Health News Review

In an opinion piece on TheScientist.com, Daniel W. Coyne writes, “Amgen’s incomplete report on an early major trial of epoetin misled the medical community about the anemia drug’s risks and benefits—and helped make Amgen rich.”

In the book, “How We Do Harm,” Otis Brawley, MD, chief medical and scientific officer of the American Cancer Society, writes quite a bit about hemoglobin-building drugs.  He discusses:

  • “the nasty warfare between J&J, the company that sold Procrit, and Amgen, the company that sold Aranesp.”
  • “the intricate financial incentives Amgen had created to induce oncologists to prescribe more Aranesp.”
  • “Pharmaceutical companies were promoting an untested therapy that was purported to make patients feel better and stronger when, in fact, it caused strokes and heart attacks and in some cases made tumors grow.”
  • “Until the FDA finally clamped down, these drugs became the single largest category of agents used in oncology.”

That book, in my opinion, may be the most powerful book about U.S. health care that I’ve ever read. Deborah Schoch of the California HealthCare Foundation’s Center for Health Reporting recently published a review of the book. She wrote:

“Brawley’s book is a page-turner, rich with dramatic anecdotes. … It has the sharp edge of an investigative piece, exposing morally questionable clinical tests, drug companies in search of the next big money-maker, doctors granting wealthy patients what it labels “irrational care.”

 

Comments

Greg Pawelski posted on May 16, 2012 at 11:40 am

“Dozens of other doctors agreed to ‘influence their colleagues to use Procrit’ for unapproved indications such as cancer-related fatigue. One was Dr. Von Hoff, the director at the Arizona Cancer Center. He collected advisory fees and perks from not just Ortho, but from about 30 other pharmaceutical firms, earning directors’ fees for sitting on several companies’ boards. ‘When I saw how many shares he owned in biotech and drug firms, my jaw dropped,’ McClellan later said. Many others, like Dr. Jerome Groopman of Harvard Medical School, performed J&J-funded clinical trials. He was paid to sit on Procrit’s ‘fatigue’ advisory board and was quoted often in The New York Times extolling the drug, according to public records.” – From Kathleen Sharp’s book, “Blood Feud: The Man Who Blew the Whistle on One of the Deadliest Prescription Drugs Ever.”

In 2010, Dan Von Hoff got the Karnofsky award from the American Society of Clinical Oncology (ASCO), which is sort of a lifetime achievement award for clinical research. This is a nuclear explosion for clinical oncology. I’m wondering who was involved in the Harvard side of it? Interestingly, it is the highest levels of academia who are most tainted.

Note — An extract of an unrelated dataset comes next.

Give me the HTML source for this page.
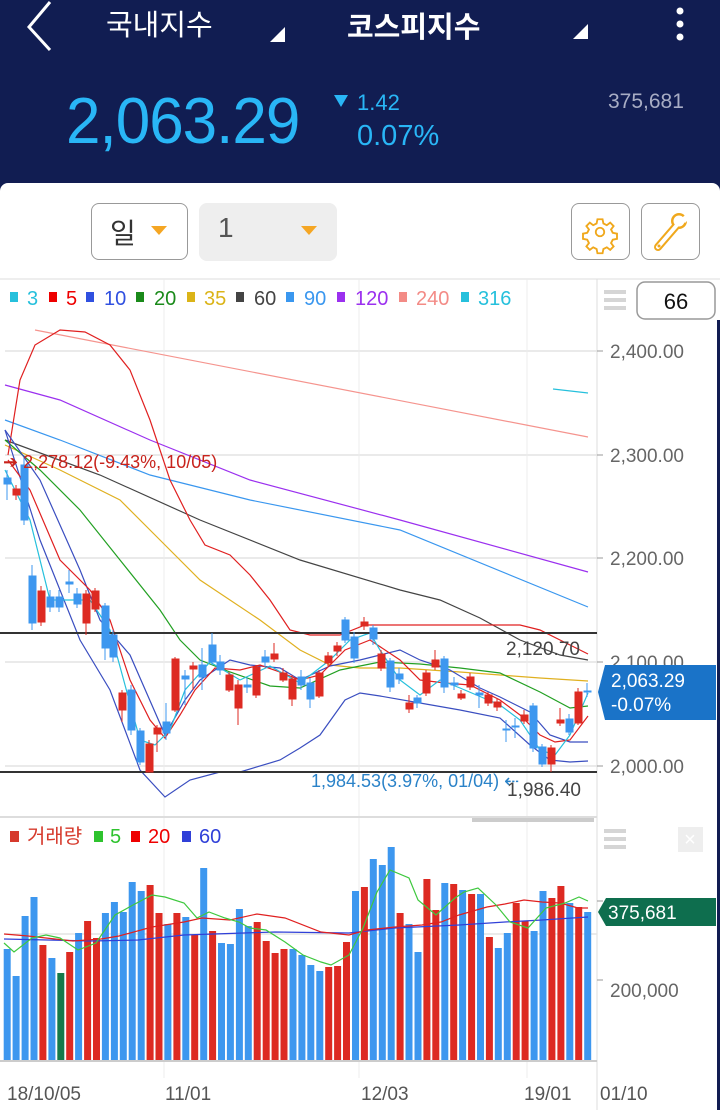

One in particular, Dan Von Hoff. These ivory tower docs were the culprits. Unfortunately, this will probably play out as one more cudgel to beat the more reasonable and gentle practitioners, who either largely avoided such abuse or were led down the path by the scholars, who will themselves skip out unfazed.

Thanks for bringing this back up Gary. It is a story we shouldn’t forget.

bev M.D. posted on May 21, 2012 at 1:27 pm

A cautionary tale indeed, and compelling evidence for the idea that just because an ‘if-then’ in medicine seems intuitively obvious, that doesn’t make it true. (i.e., that a higher hemoglobin is better for you).
However, it also supports something I tell my lay friends all the time – if the medical profession doesn’t want to know the answer to a question, they just don’t study it. So why did it take so long for someone to actually examine this question?